Common Misconceptions Regarding How Construction Loans Work
How Construction Loans Work
Many people erroneously believe common misperceptions about construction loans. These are a set of misbeliefs that have been passed about for countless years, even though their message is simply wrong. Let's take a look at some of the more common misconceptions regarding construction loans:
#1 - You need to own the land prior to being approved for a construction loan!
This just might be the great news you have been waiting for. Construction Loans are often written (and approved!) before homebuyers actually own a piece of land. These two separate parts - the cost of the land, or an existing structure, and the cost of the construction of the home are included when calculating the total cost of the final product.

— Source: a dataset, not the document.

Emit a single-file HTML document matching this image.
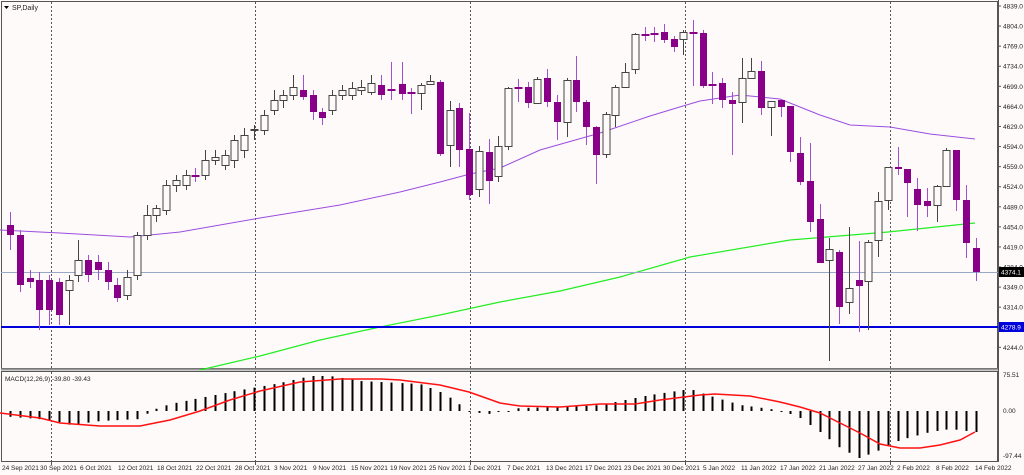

Remember: If you already own a property to build upon, that's great, but it is not a requirement when looking to secure construction financing.
#2 - A bigger home costs more per square foot than a smaller home!
The costs per square foot actually decrease in direct relation to the home's size. The reality is that construction costs are contingent upon many different factors, one of which is the square footage of the home. The following factors also influence the costs of construction:
- The architectural complexity of the project
- The size of the project- The kitchen design's complexity of design
- The number of bathrooms
- The number of 'corners' in the project
- The Site costs
- The Permits
- The Impact fees, among others.
Be proactive and ask about receiving a complete and comprehensive estimate for your project from your builder, who by the way is one of the better sources for innovative alternative designs that may fit your budget more easily.
#3 - Don't be foolish enough to believe that your lender's approval means that the bank will take care of you no matter what happens.
This is a scenario that plays out quite often:
When a borrower is approved for construction financing, they often neglect to consider, without malice of course, that the construction financing had limits attached. So when they begin to design and create their home, they get caught up in the frenzied process and simply overspend - exceeding the construction loan's maximum limit. Sometimes borrowers exceed lending limits by several hundred thousand dollars!
If the buyers, in the end, had allowed their spending to exceed the construction financing limits, their lender would then be unable to finance their construction loan, because their revised costs did not meet the loan's underwriting guidelines.
#4 - A wild spending spree will not matter after you have been approved for a construction loan.
Once you have received the construction loan approval, don't misperceive this approval as a green light to dash off on a mad spending spree. Additional spending, during this time, equates to an increase in debt, which, ultimately, means an increase to the borrower's debt-to-income ratios. If your initial qualifying ratios were close to the bank's maximum underwriting guidelines, your recent spending spree may actually push your qualifying ratios beyond the lender's loan limits. This is a dangerous financial maneuver.
#5 - Once you are approved, there is no need for preparing or maintaining a contingency plan.
Those wishing to build their own home should be cognizant of the fact that there will always be additional, unplanned expenses. These undefined expenses must be planned before construction actually begins. Borrowers must possess the insight to know how they will cover these unanticipated expenses during the construction phase.
These expenses often include issues that arise unexpectedly - like finding a huge rock while excavating. Think about it: what would happen to the cost of construction should you find an enormous rock (bigger than a trailer), a few feet below the top dirt? A situation such as this would require dynamite to solve the problem. As a result, this unexpected expense would amount to an additional $15,000.
But, in the end, construction cost changes must be paid for, so set aside some extra money, either digitally or right beneath your mattress. Construction Loan Contracts allow for contingency provisions that facilitate the resolution of this issue as it arises.
Be smart; read the fine print so you know exactly what is contractually expected of you during this time.